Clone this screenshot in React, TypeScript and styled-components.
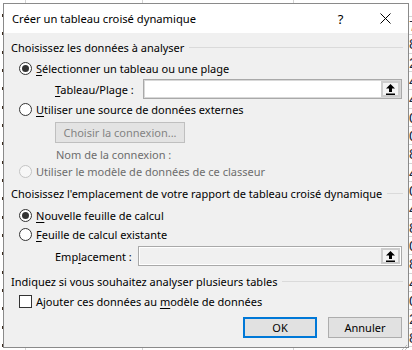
import styled, { createGlobalStyle } from 'styled-components';

const GlobalStyle = createGlobalStyle`
  html, body {
    margin: 0;
    padding: 0;
  }
  body {
    width: 412px;
    height: 350px;
    overflow: hidden;
    background: #ffffff;
    font-family: 'Noto Sans', 'Open Sans', sans-serif;
    color: #000000;
  }
`;

// chiffres des cellules visibles à droite de la boîte
const rightDigits = ['7', '8', '2', '4', '4', '0', '0', '8', '4', '0', '4', '8', '0', '8', '4', '0', '2', '8', '6'];

const UploadIcon = () => (
  <svg width="9" height="11" viewBox="0 0 9 11">
    <path d="M4.5 0 L9 4.5 H6 V8 H3 V4.5 H0 Z" fill="#000" />
    <rect x="0" y="9.5" width="9" height="1.5" fill="#000" />
  </svg>
);

const CloseIcon = () => (
  <svg width="11" height="11" viewBox="0 0 11 11">
    <path d="M0.5 0.5 L10.5 10.5 M10.5 0.5 L0.5 10.5" stroke="#000" strokeWidth="1" />
  </svg>
);

const Grip = () => (
  <svg width="10" height="10" viewBox="0 0 10 10">
    <path d="M9 1 L1 9 M9 4 L4 9 M9 7 L7 9" stroke="#a0a0a0" strokeWidth="1" strokeDasharray="1 1" />
  </svg>
);

const App = () => {
  return (
    <>
      <GlobalStyle />
      <Sheet>
        <LeftStrip />
        <Dialog>
          <TitleBar>
            <Title>Créer un tableau croisé dynamique</Title>
            <TitleButton>?</TitleButton>
            <TitleButton>
              <CloseIcon />
            </TitleButton>
          </TitleBar>

          <Body>
            <SectionHeader $mt={5}>
              <span>Choisissez les données à analyser</span>
            </SectionHeader>

            <Row $mt={2} $h={20} $indent={8}>
              <Radio $checked />
              <Label>
                <Key>S</Key>électionner un tableau ou une plage
              </Label>
            </Row>
            <Row $mt={1} $h={20} $indent={44}>
              <FieldLabel $w={88}>
                <Key>T</Key>ableau/Plage :
              </FieldLabel>
              <Field>
                <PickButton>
                  <UploadIcon />
                </PickButton>
              </Field>
            </Row>
            <Row $mt={1} $h={18} $indent={8}>
              <Radio />
              <Label>
                <Key>U</Key>tiliser une source de données externes
              </Label>
            </Row>
            <Row $mt={4} $h={21} $indent={44}>
              <PushButton $disabled $w={130}>Choisir la connexion...</PushButton>
            </Row>
            <Row $mt={3} $h={16} $indent={45}>
              <Label $disabled>Nom de la connexion :</Label>
            </Row>
            <Row $mt={0} $h={18} $indent={8}>
              <Radio $disabled />
              <Label $disabled>Utiliser le modèle de données de ce classeur</Label>
            </Row>

            <SectionHeader $mt={4}>
              <span>Choisissez l'emplacement de votre rapport de tableau croisé dynamique</span>
            </SectionHeader>

            <Row $mt={4} $h={18} $indent={8}>
              <Radio $checked />
              <Label>
                <Key>N</Key>ouvelle feuille de calcul
              </Label>
            </Row>
            <Row $mt={1} $h={18} $indent={8}>
              <Radio />
              <Label>
                <Key>F</Key>euille de calcul existante
              </Label>
            </Row>
            <Row $mt={3} $h={20} $indent={44}>
              <FieldLabel $w={83}>
                Emp<Key>l</Key>acement :
              </FieldLabel>
              <Field $disabled>
                <PickButton>
                  <UploadIcon />
                </PickButton>
              </Field>
            </Row>

            <SectionHeader $mt={6}>
              <span>Indiquez si vous souhaitez analyser plusieurs tables</span>
            </SectionHeader>

            <Row $mt={2} $h={18} $indent={8}>
              <Checkbox />
              <Label>
                Ajouter ces données au <Key>m</Key>odèle de données
              </Label>
            </Row>

            <ButtonRow>
              <PushButton $default $w={74}>OK</PushButton>
              <PushButton $w={74}>Annuler</PushButton>
            </ButtonRow>
          </Body>

          <GripCorner>
            <Grip />
          </GripCorner>
        </Dialog>
        <RightStrip>
          {rightDigits.map((d, i) => (
            <Cell key={i}>{d}</Cell>
          ))}
        </RightStrip>
      </Sheet>
    </>
  );
};

export default App;

// ############### styles ###############

const Sheet = styled.div`
  width: 412px;
  height: 350px;
  display: flex;
  background-color: #ffffff;
  background-image: linear-gradient(#d4d4d4, #d4d4d4), linear-gradient(#d4d4d4, #d4d4d4),
    linear-gradient(#d4d4d4, #d4d4d4);
  background-size: 1px 100%;
  background-repeat: no-repeat;
  background-position: 25px 0, 142px 0, 293px 0;
`;

const LeftStrip = styled.div`
  width: 3px;
  flex-shrink: 0;
  background-image: linear-gradient(#3b2b1e, #3b2b1e);
  background-size: 1px 3px;
  background-repeat: repeat-y;
  background-position: 2px 13px;
  background-size: 1px 18.33px;
  -webkit-mask-image: repeating-linear-gradient(to bottom, transparent 0 14px, #000 14px 17px, transparent 17px 18.33px);
  mask-image: repeating-linear-gradient(to bottom, transparent 0 14px, #000 14px 17px, transparent 17px 18.33px);
`;

const RightStrip = styled.div`
  width: 3px;
  flex-shrink: 0;
  overflow: hidden;
  padding-top: 16px;
  box-sizing: border-box;
`;

const Cell = styled.div`
  height: 18.33px;
  box-sizing: border-box;
  border-top: 1px solid #d4d4d4;
  font-family: 'Liberation Sans', sans-serif;
  font-size: 15px;
  line-height: 17px;
  color: #1b2a3a;
  white-space: nowrap;
`;

const Dialog = styled.div`
  position: relative;
  width: 406px;
  height: 345px;
  margin-top: 3px;
  box-sizing: border-box;
  border: 1px solid #8a8a8a;
  background: #f0f0f0;
  display: flex;
  flex-direction: column;
  flex-shrink: 0;
`;

const TitleBar = styled.div`
  height: 29px;
  background: #ffffff;
  display: flex;
  align-items: center;
  padding-left: 8px;
  flex-shrink: 0;
`;

const Title = styled.div`
  flex: 1;
  font-size: 11.2px;
  line-height: 29px;
`;

const TitleButton = styled.div`
  width: 45px;
  height: 29px;
  display: flex;
  align-items: center;
  justify-content: center;
  font-size: 13px;
`;

const Body = styled.div`
  flex: 1;
  display: flex;
  flex-direction: column;
  padding: 0 5px 0 7px;
  font-size: 11px;
`;

const SectionHeader = styled.div<{ $mt: number }>`
  margin-top: ${(p) => p.$mt}px;
  height: 18px;
  display: flex;
  align-items: center;
  gap: 5px;
  white-space: nowrap;
  &::after {
    content: '';
    flex: 1;
    height: 1px;
    background: #dadada;
    margin-top: 1px;
  }
`;

const Row = styled.div<{ $mt: number; $h: number; $indent: number }>`
  margin-top: ${(p) => p.$mt}px;
  height: ${(p) => p.$h}px;
  padding-left: ${(p) => p.$indent}px;
  margin-right: 1px;
  display: flex;
  align-items: center;
  white-space: nowrap;
`;

const Radio = styled.span<{ $checked?: boolean; $disabled?: boolean }>`
  width: 13px;
  height: 13px;
  box-sizing: border-box;
  border-radius: 50%;
  border: 1px solid ${(p) => (p.$disabled ? '#c4c4c4' : '#333333')};
  background: ${(p) => (p.$disabled ? '#f7f7f7' : '#ffffff')};
  margin-right: 4px;
  display: flex;
  align-items: center;
  justify-content: center;
  flex-shrink: 0;
  &::after {
    content: '';
    display: ${(p) => (p.$checked ? 'block' : 'none')};
    width: 7px;
    height: 7px;
    border-radius: 50%;
    background: #333333;
  }
`;

const Checkbox = styled.span`
  width: 13px;
  height: 13px;
  box-sizing: border-box;
  border: 1px solid #333333;
  background: #ffffff;
  margin-right: 4px;
  flex-shrink: 0;
`;

const Label = styled.span<{ $disabled?: boolean }>`
  color: ${(p) => (p.$disabled ? '#6d6d6d' : '#000000')};
`;

const Key = styled.span`
  text-decoration: underline;
  text-underline-offset: 2px;
`;

const FieldLabel = styled.span<{ $w: number }>`
  width: ${(p) => p.$w}px;
  flex-shrink: 0;
`;

const Field = styled.div<{ $disabled?: boolean }>`
  flex: 1;
  height: 100%;
  box-sizing: border-box;
  border: 1px solid #a9a9a9;
  background: ${(p) => (p.$disabled ? '#f0f0f0' : '#ffffff')};
  box-shadow: inset 0 0 0 1px ${(p) => (p.$disabled ? '#ffffff' : '#d8d8d8')};
  display: flex;
  align-items: center;
  justify-content: flex-end;
  padding-right: 1px;
`;

const PickButton = styled.div`
  width: 19px;
  height: 16px;
  box-sizing: border-box;
  border: 2px solid #cdcdcd;
  background: #f4f4f4;
  display: flex;
  align-items: center;
  justify-content: center;
`;

const PushButton = styled.div<{ $w: number; $disabled?: boolean; $default?: boolean }>`
  width: ${(p) => p.$w}px;
  height: 21px;
  box-sizing: border-box;
  display: flex;
  align-items: center;
  justify-content: center;
  background: ${(p) => (p.$disabled ? '#e3e3e3' : '#e1e1e1')};
  color: ${(p) => (p.$disabled ? '#838383' : '#000000')};
  border: ${(p) =>
    p.$default ? '2px solid #0078d7' : p.$disabled ? '1px solid #bfbfbf' : '1px solid #adadad'};
`;

const ButtonRow = styled.div`
  margin-top: 7px;
  margin-right: 1px;
  display: flex;
  justify-content: flex-end;
  gap: 11px;
`;

const GripCorner = styled.div`
  position: absolute;
  right: 0;
  bottom: 0;
  width: 10px;
  height: 10px;
`;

§ Requirement
Return the material line for line, from its beginning to the line that contains "</TitleBar>", with the pictures left out.

§ Correct answer
Clone this screenshot in React, TypeScript and styled-components.
import styled, { createGlobalStyle } from 'styled-components';

const GlobalStyle = createGlobalStyle`
  html, body {
    margin: 0;
    padding: 0;
  }
  body {
    width: 412px;
    height: 350px;
    overflow: hidden;
    background: #ffffff;
    font-family: 'Noto Sans', 'Open Sans', sans-serif;
    color: #000000;
  }
`;

// chiffres des cellules visibles à droite de la boîte
const rightDigits = ['7', '8', '2', '4', '4', '0', '0', '8', '4', '0', '4', '8', '0', '8', '4', '0', '2', '8', '6'];

const UploadIcon = () => (
  <svg width="9" height="11" viewBox="0 0 9 11">
    <path d="M4.5 0 L9 4.5 H6 V8 H3 V4.5 H0 Z" fill="#000" />
    <rect x="0" y="9.5" width="9" height="1.5" fill="#000" />
  </svg>
);

const CloseIcon = () => (
  <svg width="11" height="11" viewBox="0 0 11 11">
    <path d="M0.5 0.5 L10.5 10.5 M10.5 0.5 L0.5 10.5" stroke="#000" strokeWidth="1" />
  </svg>
);

const Grip = () => (
  <svg width="10" height="10" viewBox="0 0 10 10">
    <path d="M9 1 L1 9 M9 4 L4 9 M9 7 L7 9" stroke="#a0a0a0" strokeWidth="1" strokeDasharray="1 1" />
  </svg>
);

const App = () => {
  return (
    <>
      <GlobalStyle />
      <Sheet>
        <LeftStrip />
        <Dialog>
          <TitleBar>
            <Title>Créer un tableau croisé dynamique</Title>
            <TitleButton>?</TitleButton>
            <TitleButton>
              <CloseIcon />
            </TitleButton>
          </TitleBar>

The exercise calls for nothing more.